For that voters can thank chiefly the General Assembly's capo di tutti capi, Senate President Thomas V. Mike Miller, for his relentless advocacy and strong-arm tactics in service of the pro-slots crowd. But Mr. O'Malley is hardly blameless. In shunting slots off to voters, he finessed a debate that tied his predecessor in knots for four years. That may bespeak a pragmatic knack for divining the path of least resistance. But the potential cost of slots is a taint on the balance of his package, and it raises the specter of corruption, gambling addiction and fat future payoffs for the politically well connected.
It's also fair to ask whether the governor and his fellow Democrats who control the legislature did their utmost to cut spending before ordering up $1.4 billion in taxes and half that much again from slots. True, lawmakers told Mr. O'Malley to slash $550 million in planned outlays in the budget year starting next July; that's on top of the $280 million the governor has cut this year. But rather than downsizing the state's payroll by eliminating 1,000 vacant positions, as was originally discussed, the House of Delegates recommended scrapping just 500 jobs. It seems the bureaucracy will not be asked to suffer quite as much as taxpayers will.
On top of that, the General Assembly, an insular and clubby institution, displayed all the procedural nastiness for which it is notorious. Interest groups with savvy lobbyists and deep pockets got special breaks; car dealers, for example, were treated to a subsidy worth $80 million. Those who lacked comparable clout, like some segments of the computer services industry, will be hit by a sales tax increase that, inexplicably and illogically, still does not apply broadly to most services in the state.
STILL, the governor's achievement remains considerable. In office less than a year, he was forced to deal with an inherited, ingrained and swelling structural deficit, which under state law must be closed. Republicans, none of whom voted for the plan, are skewering him for what they are calling a profligate tax-and-spend program. But by helping to pass reckless tax cuts, Republicans were complicit in creating the conditions that led to a budget shortfall that had been projected at $1.7 billion next year, which would be more than 10 percent of general fund spending. Mr. O'Malley had to find a fix, and the menu of options he faced was unappetizing.
Laudably, the tax package recalibrates the state's income tax system for the first time in 40 years by revising what has been a flat levy of 4.75 percent on virtually everyone. Three new brackets -- 5 percent, 5.25 percent and 5.5 percent -- will now apply to upper income-earners. That's the most progressive regime Mr. O'Malley could get, given a stubborn handful of Montgomery County lawmakers who were looking out mainly for their wealthiest constituents. According to the governor's office, 46 percent of Maryland households will end up paying the same or less in combined sales and income taxes; the tax bill for a family of four making the median income of $65,000 will fall by $53. Corporate income taxes will rise modestly, as will titling taxes for vehicles.

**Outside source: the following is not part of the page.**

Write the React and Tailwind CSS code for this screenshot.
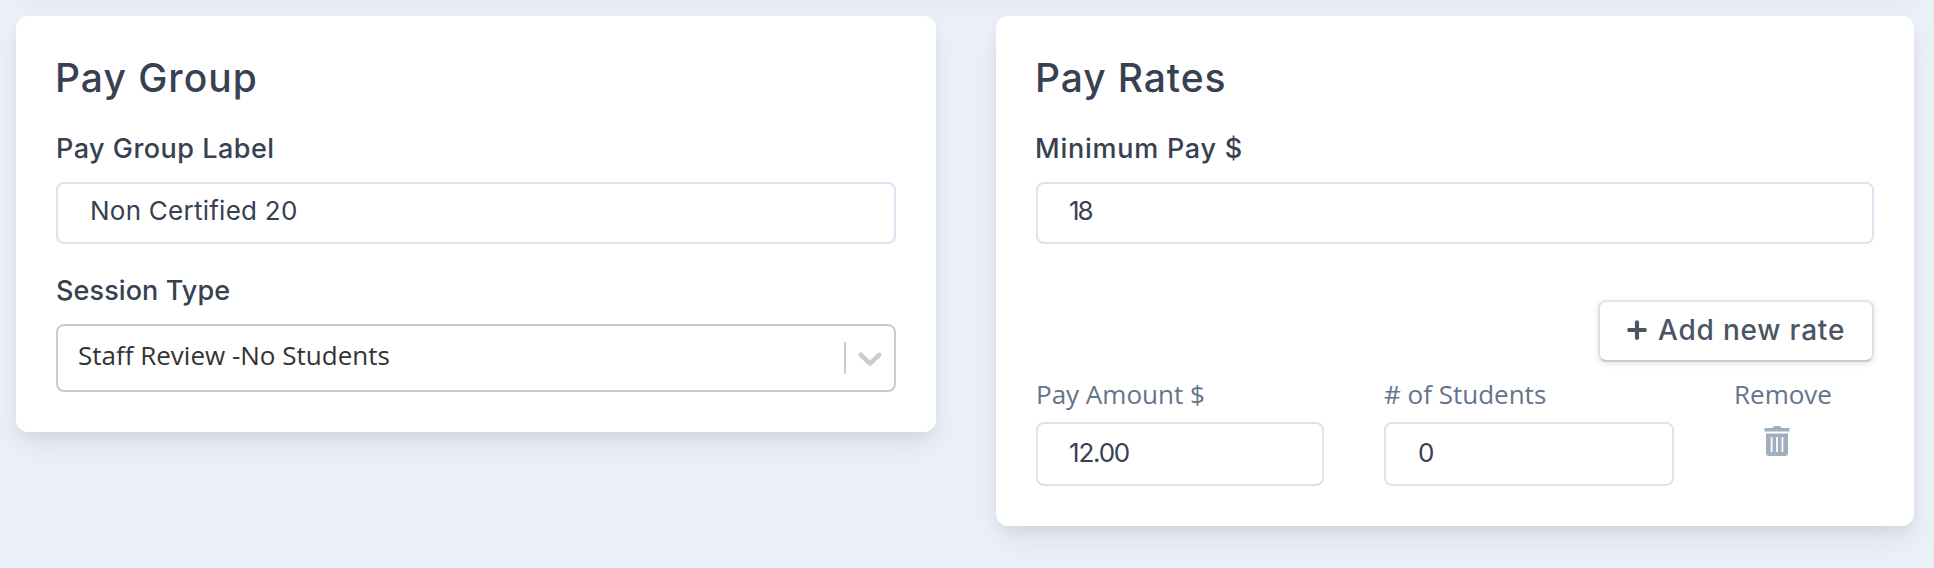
import React from 'react';
import { FaPlus } from 'react-icons/fa';

const Card = ({ title, tracking, children }) => (
    <section className="rounded-xl bg-white px-10 pt-[38px] pb-10 shadow-[0_14px_32px_-2px_rgba(0,0,0,0.08),0_6px_12px_-2px_rgba(0,0,0,0.06)]">
        <h2 className={`-ml-px h-12 text-[39px] leading-12 font-medium text-[#374151] ${tracking}`}>{title}</h2>
        {children}
    </section>
);

const Label = ({ className, children }) => (
    <label className={`block h-9 text-[27px] leading-9 font-medium text-[#374151] ${className}`}>{children}</label>
);

const ColumnLabel = ({ children }) => (
    <p className="h-9 font-['Open_Sans',sans-serif] text-[26px] leading-9 text-[#64748b]">{children}</p>
);

const Input = ({ value, className }) => (
    <input
        type="text"
        defaultValue={value}
        className={`block w-full rounded-lg border-2 border-[#d9e4f1] bg-white text-[26px] text-[#374151] outline-none ${className}`}
    />
);

const ChevronIcon = () => (
    <svg className="size-10" viewBox="0 0 20 20" fill="currentColor">
        <path d="M4.516 7.548c0.436-0.446 1.043-0.481 1.576 0l3.908 3.747 3.908-3.747c0.533-0.481 1.141-0.446 1.574 0 0.436 0.445 0.408 1.197 0 1.615-0.406 0.418-4.695 4.502-4.695 4.502-0.217 0.223-0.502 0.335-0.787 0.335s-0.57-0.112-0.789-0.335c0 0-4.287-4.084-4.695-4.502s-0.436-1.17 0-1.615z" />
    </svg>
);

const TrashIcon = () => (
    <svg className="h-[30px] w-[26px]" viewBox="0 0 26 30" fill="currentColor">
        <path d="M.5 2h8l.8-1.3Q9.800 0 10.500 0h5q.7 0 1.200.7L17.500 2h8v3.500H.5z" />
        <path
            fillRule="evenodd"
            d="M2 7.500h22V27q0 3-3 3H5q-3 0-3-3zM6.700 11v15h1.800V11zM12.100 11v15h1.800V11zM17.500 11v15h1.800V11z"
        />
    </svg>
);

const App = () => {
    return (
        <div className="h-[568px] overflow-hidden bg-[#ecf0f9] pr-5 pl-4 font-['Inter',sans-serif]">
            <div className="-mt-16 mb-8 h-12 rounded-xl bg-white shadow-[0_14px_32px_-2px_rgba(0,0,0,0.08),0_6px_12px_-2px_rgba(0,0,0,0.06)]"></div>

            <div className="grid grid-cols-[920px_918px] items-start gap-[60px]">
                <Card title="Pay Group" tracking="tracking-[1px]">
                    <Label className="mt-[29px] tracking-[0.48px]">Pay Group Label</Label>
                    <Input value="Non Certified 20" className="mt-[15px] h-[62px] px-8 pb-1.5 tracking-[0.25px]" />

                    <Label className="mt-[29px] tracking-[0.1px]">Session Type</Label>
                    <div className="mt-[15px] flex h-[68px] items-center rounded-lg border-2 border-[#cccccc] pl-5">
                        <span className="grow pb-1.5 font-['Open_Sans',sans-serif] text-[26px] text-[#333333]">Staff Review -No Students</span>
                        <span className="h-8 w-0.5 bg-[#cccccc]"></span>
                        <span className="px-1 text-[#cccccc]">
                            <ChevronIcon />
                        </span>
                    </div>
                </Card>

                <Card title="Pay Rates" tracking="tracking-[0.9px]">
                    <Label className="-ml-px mt-[29px] tracking-[0.75px]">Minimum Pay $</Label>
                    <Input value="18" className="mt-[15px] h-[62px] px-[31px] pb-1.5 tracking-[-2px]" />

                    <div className="mt-14 flex justify-end">
                        <button className="flex h-[62px] w-[276px] items-center rounded-lg border-2 border-x-[#dddfe3] border-t-[#e5e7eb] border-b-[#c9cbd0] bg-white pb-0.5 pl-[26px] shadow-[0_2px_6px_rgba(0,0,0,0.1)]">
                            <FaPlus className="size-[22px] text-[#4b5563]" />
                            <span className="ml-2.5 text-[28px] font-medium tracking-[0.8px] whitespace-nowrap text-[#4b5563]">Add new rate</span>
                        </button>
                    </div>

                    <div className="mt-3.5 grid grid-cols-[288px_290px_140px] gap-[60px]">
                        <div>
                            <ColumnLabel>Pay Amount $</ColumnLabel>
                            <Input value="12.00" className="mt-2.5 h-16 px-[31px] pb-1 tracking-[-1.2px]" />
                        </div>
                        <div>
                            <ColumnLabel># of Students</ColumnLabel>
                            <Input value="0" className="mt-2.5 h-16 px-8 pb-1" />
                        </div>
                        <div>
                            <ColumnLabel>Remove</ColumnLabel>
                            <button className="mt-3.5 ml-[30px] block text-[#a0aec0]">
                                <TrashIcon />
                            </button>
                        </div>
                    </div>
                </Card>
            </div>
        </div>
    );
};

export default App;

Politically, Mr. O'Malley will have more than higher taxes to show for his gamble. The new revenue will not only close the deficit, it will also help to clean up the Chesapeake Bay, extend health-care coverage to 100,000 lower-income Marylanders, build public schools, and add facilities for state colleges and universities. In addition, and critically, the governor secured about $420 million in fresh annual revenue for transportation, the biggest infusion of new money in 15 years. It will pay for the upkeep of the state's aging transportation infrastructure and for new roads and transit projects. Much of that funding will go to Montgomery County -- more than $250 million over the next three years for critical priorities including engineering for the Purple Line transit link between existing Metro lines in Bethesda, Silver Spring and New Carrollton; and for the Corridor Cities Transitway, connecting Shady Grove and Clarksburg. What's more, $50 million will be dedicated for annual funding of Metro, which could help unlock $1.5 billion in matching federal funds for the transit system over a decade.
Those are big achievements, any one of which might have been seen as an important accomplishment. They provide the governor a platform on which to run for reelection or higher office and an argument to support his claim to an expansive, generous vision of government's role. To have gotten them all after just 11 months on the job is a testament to Mr. O'Malley's tenacity, flexibility, political acumen and lobbying skills, as well as to a Democratic-dominated legislature that was eager to hand him a big success.